Experimental Demonstration of Software-Orchestrated Quantum Network Applications over a Campus-Scale Testbed (2511.01247v1)

Abstract: To fulfill their promise, quantum networks must transform from isolated testbeds into scalable infrastructures for distributed quantum applications. In this paper, we present a prototype orchestrator for the Argonne Quantum Network (ArQNet) testbed that leverages design principles of software-defined networking (SDN) to automate typical quantum communication experiments across buildings in the Argonne campus connected over deployed, telecom fiber. Our implementation validates a scalable architecture supporting service-level abstraction of quantum networking tasks, distributed time synchronization, and entanglement verification across remote nodes. We present a prototype service of continuous, stable entanglement distribution between remote sites that ran for 12 hours, which defines a promising path towards scalable quantum networks.

• The paper demonstrates a software-orchestrated system that automates quantum entanglement distribution across a campus-scale testbed.
• It employs a three-plane SDN-inspired architecture that synchronizes, calibrates, and compensates quantum devices to maintain high interference visibility.
• Experimental results show stable entanglement over 12 hours with robust performance metrics, including >90% interference visibility and high concurrence.

Experimental Demonstration of Software-Orchestrated Quantum Network Applications Over a Campus-Scale Testbed

The paper presents the design, implementation, and evaluation of an orchestrated control plane for a campus-scale quantum network, specifically the Argonne Quantum Network (ArQNet). This work emphasizes the integration of software-defined networking (SDN) principles to automate and optimize the operation of quantum communication experiments.

Introduction and Motivation

Quantum networks are pivotal for enabling ultra-secure communication, distributed quantum computation, and quantum-enhanced metrology. However, the transition from isolated quantum testbeds to scalable quantum networks necessitates an orchestration framework capable of managing the complex coordination among various quantum devices such as entangled-photon sources (EPS), polarization analyzers (PA), and Bell state analyzers (BSA). Unlike classical systems, maintaining coherence in quantum states and precise timing in the presence of thermal noise and other environmental factors is challenging. This paper addresses these issues by developing an orchestration system for a quantum network that automates entanglement distribution across a campus-scale network with service-level abstraction.

System Architecture

The ArQNet's architecture employs a three-plane model analogous to classical SDN designs:

• Infrastructure Plane: It includes all physical components such as quantum devices, optical fibers, and synchronization systems. This layer provides interfaces for device management and connectivity establishment.
• Control Plane: Hosts network functions managing synchronization, calibration, and scheduling through a centralized orchestrator. It effectively coordinates entanglement processes over the network.
• Service Plane: Composes end-user services such as continuous entanglement distribution between network nodes.
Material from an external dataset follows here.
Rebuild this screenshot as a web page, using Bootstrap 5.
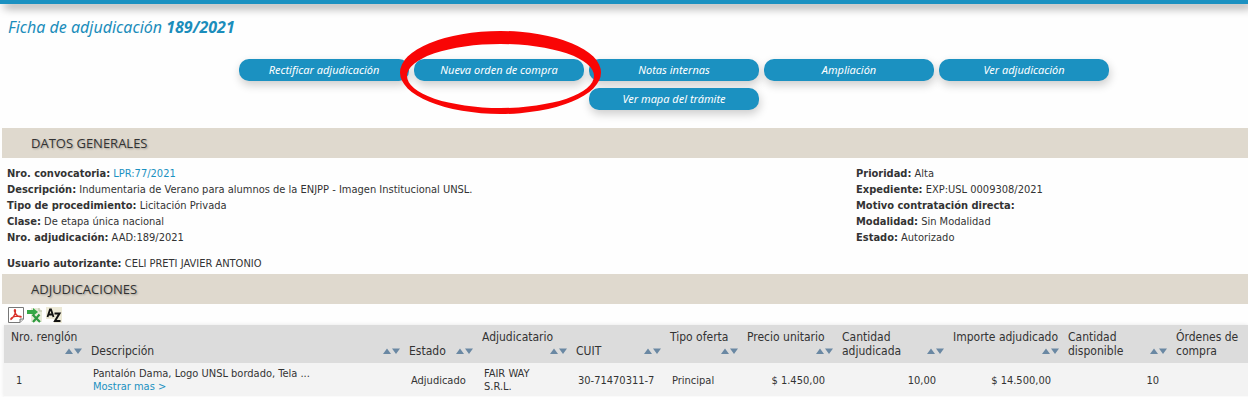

The ArQNet orchestrator facilitates high-level abstractions and automates operations, leveraging the separation of control and data paths for effective management.

Implementation

Experimental Testbed

The infrastructure comprises a centralized EPS at Site 1 that distributes entangled photons to remote nodes (Sites 2 and 3) over dark fiber links (Figure 1).

Figure 1: Left: Poincare Sphere representation of the misaligned measurement bases at the end of the fiber link (solid) and the ideal measurement bases (dashed) defined by the source's polarizing beam splitter. Right: Singles counts measured by the time tagger during the alignment procedure. A minimum is found near the dark count level of the detectors.

Control Plane Functions

• Synchronization: Achieved with radio-over-fiber distribution, maintaining sub-nanosecond jitter, facilitating phase-aligned time stamping critical for photon detection.
• EPS Calibration: Determines optimum pump attenuation to enhance the coincidence-to-accidental ratio, providing robust operation points.
• Polarization Drift Compensation: Automated waveplate adjustments minimize polarization drift, crucial for maintaining high interference visibility and entanglement fidelity.

Service Implementation

A prototype service for continuous entanglement distribution was demonstrated running over 12 hours with automated alignment corrections, maintaining interference visibility at network endpoints above a specified threshold. Results showed stable entanglement propagation, supporting the orchestrator's ability to autonomously manage quantum tasks.

Results and Discussion

Quantum state tomography (QST) results confirm high fidelity of distributed entangled states, with remote network nodes displaying concurrence levels indicative of robust entanglement. The symmetrically distributed EPS setup exhibited interference visibilities exceeding 90% in various configurations (Figure 2).

Figure 2: Two-photon interference and quantum state tomography under different network configurations, confirming robust entanglement distribution.

Conclusion

This research successfully demonstrates software-defined orchestration of quantum networks, transitioning from experimental quantum optics setups towards operational quantum networks capable of delivering networking services autonomously. The ArQNet orchestrator proves applicable for scalable, programmable quantum networks, paving the way for advancements in distributed quantum computing and quantum communication protocols. Future work focuses on expanding network capabilities and integrating more heterogeneous devices toward the vision of a quantum internet.